■ **What needs to be done**
Look for "this" in each line of the entries, and return the matching lines.

◆ ◆ ◆

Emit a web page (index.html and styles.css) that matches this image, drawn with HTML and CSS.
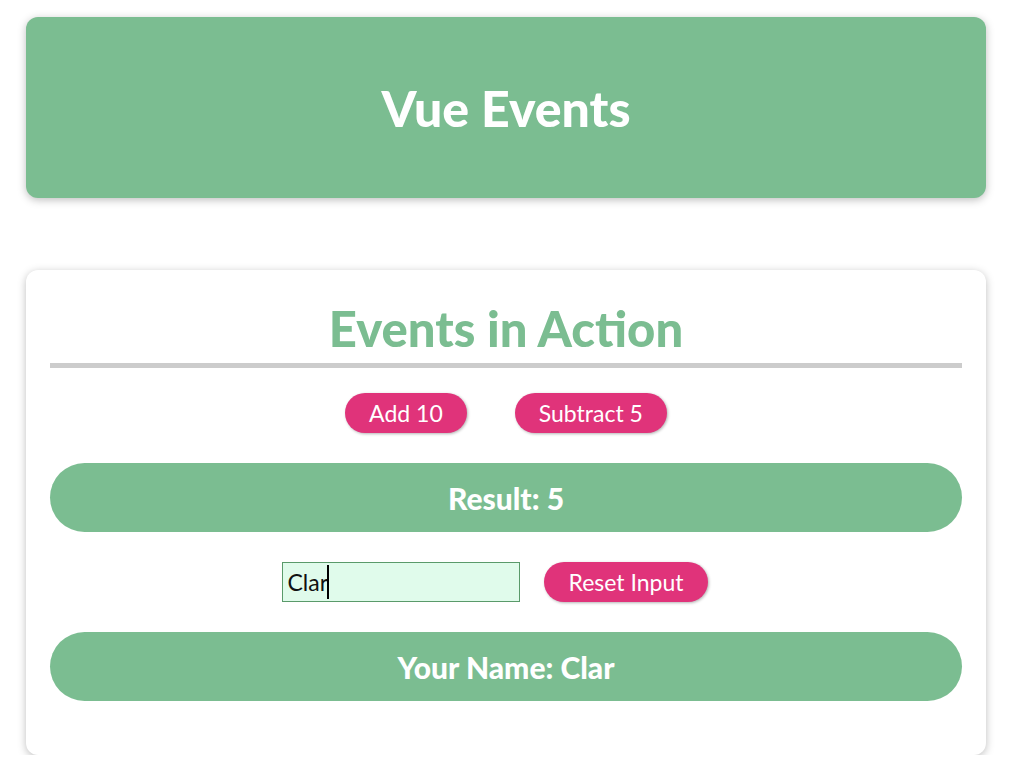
FILE: index.html
```html
<!DOCTYPE html>
<html lang="en">
<head>
<meta charset="utf-8">
<title>Vue Events</title>
<link rel="stylesheet" href="styles.css">
</head>
<body>
<div class="page">
  <header class="hero">
    <h1 class="hero-title">Vue Events</h1>
  </header>
  <section class="events">
    <h2 class="events-title">Events in Action</h2>
    <div class="row row-buttons">
      <button class="btn">Add 10</button>
      <button class="btn">Subtract 5</button>
    </div>
    <p class="bar">Result: 5</p>
    <div class="row row-input">
      <div class="input-wrap">
        <input class="name-input" type="text" value="Clar">
        <span class="caret"></span>
      </div>
      <button class="btn">Reset Input</button>
    </div>
    <p class="bar">Your Name: Clar</p>
  </section>
</div>
</body>
</html>
```
FILE: styles.css
```css
* { box-sizing: border-box; }
html { font-family: "Lato", "Noto Sans", sans-serif; }
body { margin: 0; background: #ffffff; }
.page {
  width: 960px;
  margin: 17px 0 0 26px;
  display: flex;
  flex-direction: column;
  gap: 72px;
}
.hero {
  height: 181px;
  border-radius: 12px;
  background: #7bbd91;
  box-shadow: 0 2px 8px rgba(0,0,0,0.26);
  display: flex;
  align-items: center;
  justify-content: center;
}
.hero-title {
  margin: 0;
  color: #ffffff;
  font-size: 50px;
  font-weight: 900;
}
.events {
  height: 485px;
  border-radius: 12px;
  background: #fff;
  box-shadow: 0 2px 8px rgba(0,0,0,0.26);
  padding: 24px 24px 0;
  display: flex;
  flex-direction: column;
  align-items: stretch;
}
.events-title {
  margin: 0;
  height: 74px;
  line-height: 69px;
  text-align: center;
  color: #7bbd91;
  font-size: 49px;
  font-weight: 900;
  border-bottom: 5px solid #cccccc;
}
.row {
  display: flex;
  justify-content: center;
  align-items: center;
}
.row-buttons { margin-top: 25px; gap: 48px; }
.row-input { margin-top: 30px; gap: 24px; padding-right: 22px; }
.btn {
  height: 40px;
  padding: 0 24px;
  border: none;
  border-radius: 20px;
  background: #e0337a;
  color: #fff;
  font-family: inherit;
  font-size: 23px;
  box-shadow: 1px 1px 3px rgba(0,0,0,0.3);
}
.bar {
  margin: 30px 0 0;
  height: 69px;
  border-radius: 35px;
  background: #7bbd91;
  color: #fff;
  font-size: 30px;
  font-weight: 900;
  display: flex;
  align-items: center;
  justify-content: center;
}
.input-wrap { position: relative; }
.name-input {
  display: block;
  width: 238px;
  height: 40px;
  padding: 0 4px;
  border: 1px solid #5a9a6a;
  background: #e0fbeb;
  font-family: inherit;
  font-size: 23px;
  color: #111;
  outline: none;
}
.caret {
  position: absolute;
  left: 45px;
  top: 3px;
  width: 2px;
  height: 34px;
  background: #000;
}
```
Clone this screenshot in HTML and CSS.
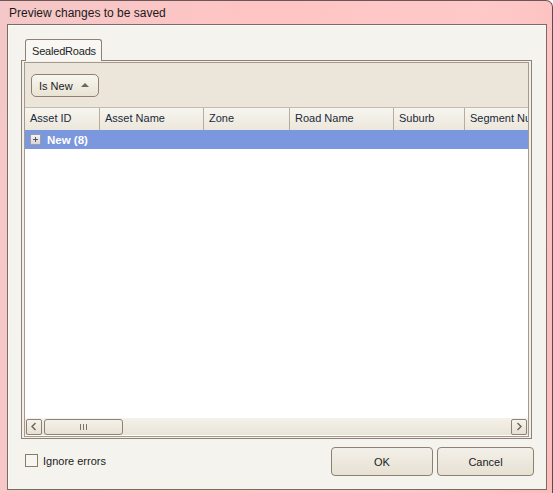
FILE: index.html
```html
<!DOCTYPE html>
<html>
<head>
<meta charset="utf-8">
<link rel="stylesheet" href="styles.css">
</head>
<body>
<div class="window">
  <div class="titlebar">Preview changes to be saved</div>
  <div class="panel">
    <div class="tabs">
      <div class="tab">SealedRoads</div>
    </div>
    <div class="tabpage">
      <div class="inner">
        <div class="toolbar">
          <div class="combo"><span>Is New</span><span class="arrow"></span></div>
        </div>
        <div class="grid">
          <div class="header">
            <div class="hcell c1">Asset ID</div>
            <div class="hcell c2">Asset Name</div>
            <div class="hcell c3">Zone</div>
            <div class="hcell c4">Road Name</div>
            <div class="hcell c5">Suburb</div>
            <div class="hcell c6">Segment Number</div>
          </div>
          <div class="grouprow">
            <span class="plus"></span><span class="gtext">New (8)</span>
          </div>
          <div class="body"></div>
          <div class="hscroll">
            <div class="sbtn">
              <svg width="8" height="9" viewBox="0 0 8 9"><path d="M5.5 1 L2 4.5 L5.5 8" fill="none" stroke="#6e6259" stroke-width="1.4"/></svg>
            </div>
            <div class="thumb"><span class="grip"></span><span class="grip"></span><span class="grip"></span></div>
            <div class="track"></div>
            <div class="sbtn">
              <svg width="8" height="9" viewBox="0 0 8 9"><path d="M2.5 1 L6 4.5 L2.5 8" fill="none" stroke="#6e6259" stroke-width="1.4"/></svg>
            </div>
          </div>
        </div>
      </div>
    </div>
    <div class="footer">
      <label class="check"><span class="box"></span><span>Ignore errors</span></label>
      <div class="buttons">
        <div class="btn ok">OK</div>
        <div class="btn cancel">Cancel</div>
      </div>
    </div>
  </div>
</div>
</body>
</html>
```
FILE: styles.css
```css
html, body {
  margin: 0;
  padding: 0;
}
body {
  width: 553px;
  height: 493px;
  overflow: hidden;
  font-family: "Liberation Sans", Arial, sans-serif;
  font-size: 11px;
  color: #1b1b1b;
}
.window {
  box-sizing: border-box;
  width: 553px;
  height: 500px;
  background: linear-gradient(100deg, #f4c8c8 0%, #ffc4c4 40%, #ffc9c9 75%, #fbbcbc 100%);
  border-right: 1px solid #5d4b4b;
  border-top: 1px solid #6b5757;
  border-top-right-radius: 7px;
  padding: 0 5px 0 7px;
  display: flex;
  flex-direction: column;
}
.titlebar {
  height: 23px;
  line-height: 25px;
  padding-left: 2px;
  font-size: 12px;
  color: #1a1a1a;
}
.panel {
  box-sizing: border-box;
  width: 540px;
  height: 466px;
  border: 1px solid #7a6c64;
  background: #f4f3ee;
  box-shadow: inset 1px 1px 0 #fbfaf7;
  padding: 14px 13px 0 13px;
  display: flex;
  flex-direction: column;
}
.tabs {
  display: flex;
  padding-left: 4px;
  height: 21px;
}
.tab {
  box-sizing: border-box;
  height: 22px;
  padding: 5px 5px 0 6px;
  border: 1px solid #8c8078;
  border-bottom: none;
  border-radius: 3px 3px 0 0;
  background: #f8f7f3;
  position: relative;
  z-index: 1;
  color: #1e1e1e;
  letter-spacing: -0.2px;
}
.tabpage {
  box-sizing: border-box;
  width: 511px;
  height: 379px;
  border: 1px solid #8d8178;
  padding: 1px 2px 1px 2px;
  background: #f2f0ea;
}
.inner {
  box-sizing: border-box;
  height: 100%;
  border: 1px solid #a79a8c;
  display: flex;
  flex-direction: column;
}
.toolbar {
  height: 44px;
  background: #ebe6d9;
  padding: 11px 0 0 6px;
  box-sizing: border-box;
}
.combo {
  box-sizing: border-box;
  width: 68px;
  height: 23px;
  border: 1px solid #8e8072;
  border-radius: 5px;
  background: linear-gradient(#f8f6f0, #e9e3d5);
  display: flex;
  align-items: center;
  justify-content: space-between;
  padding: 0 9px 0 7px;
  color: #1b1b1b;
}
.arrow {
  width: 0;
  height: 0;
  border-left: 4px solid transparent;
  border-right: 4px solid transparent;
  border-bottom: 4px solid #6f655d;
  margin-bottom: 1px;
}
.grid {
  flex: 1;
  display: flex;
  flex-direction: column;
  background: #fff;
}
.header {
  display: flex;
  height: 22px;
  background: linear-gradient(#f7f5f0, #ece7dc);
  border-top: 1px solid #c6bcae;
  overflow: hidden;
}
.hcell {
  box-sizing: border-box;
  flex: none;
  height: 22px;
  line-height: 21px;
  padding-left: 5px;
  border-right: 1px solid #b8ab9c;
  white-space: nowrap;
  overflow: hidden;
  color: #1b2a3a;
}
.c1 { width: 75px; }
.c2 { width: 104px; }
.c3 { width: 86px; }
.c4 { width: 104px; }
.c5 { width: 71px; }
.c6 { width: 63px; border-right: none; }
.grouprow {
  height: 19px;
  background: #7b97dd;
  display: flex;
  align-items: center;
  padding-left: 5px;
}
.plus {
  box-sizing: border-box;
  width: 11px;
  height: 11px;
  border: 1px solid #9c9da6;
  background: linear-gradient(#f3f3f3, #d7d7da);
  position: relative;
  margin-right: 6px;
}
.plus::before, .plus::after {
  content: "";
  position: absolute;
  background: #555;
}
.plus::before { left: 2px; top: 4px; width: 5px; height: 1px; }
.plus::after { left: 4px; top: 2px; width: 1px; height: 5px; }
.gtext {
  font-weight: bold;
  color: #fff;
  font-size: 11.5px;
}
.body {
  flex: 1;
  background: #fff;
}
.hscroll {
  height: 17px;
  display: flex;
  align-items: center;
  background: linear-gradient(#f4f1ea, #e9e4d7);
  padding: 0 1px;
  margin-bottom: 1px;
}
.sbtn {
  box-sizing: border-box;
  width: 16px;
  height: 16px;
  border: 1px solid #8e8072;
  border-radius: 2px;
  background: linear-gradient(#f6f3ec, #e7e1d3);
  display: flex;
  align-items: center;
  justify-content: center;
}
.thumb {
  box-sizing: border-box;
  width: 79px;
  height: 16px;
  margin-left: 2px;
  border: 1px solid #8e8072;
  border-radius: 3px;
  background: linear-gradient(#f5f2eb, #e8e2d4);
  display: flex;
  align-items: center;
  justify-content: center;
  gap: 2px;
}
.grip {
  width: 1px;
  height: 6px;
  background: #7d7168;
}
.track {
  flex: 1;
}
.footer {
  display: flex;
  justify-content: space-between;
  align-items: flex-start;
  padding-top: 8px;
}
.check {
  display: flex;
  align-items: center;
  gap: 5px;
  margin-top: 7px;
  margin-left: 4px;
  color: #1b1b1b;
}
.box {
  box-sizing: border-box;
  width: 13px;
  height: 13px;
  border: 1px solid #8a7a6c;
  background: #f7f5f0;
}
.buttons {
  display: flex;
  gap: 4px;
  margin-right: -1px;
}
.btn {
  box-sizing: border-box;
  height: 29px;
  border: 1px solid #8e8072;
  border-radius: 4px;
  background: linear-gradient(#f3f0e9, #e7e1d3);
  display: flex;
  align-items: center;
  justify-content: center;
  color: #1b1b1b;
}
.ok { width: 102px; }
.cancel { width: 97px; }
```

◆ ◆ ◆

■ **Output below**
Emit a web page (index.html and styles.css) that matches this image, drawn with HTML and CSS.
Clone this screenshot in HTML and CSS.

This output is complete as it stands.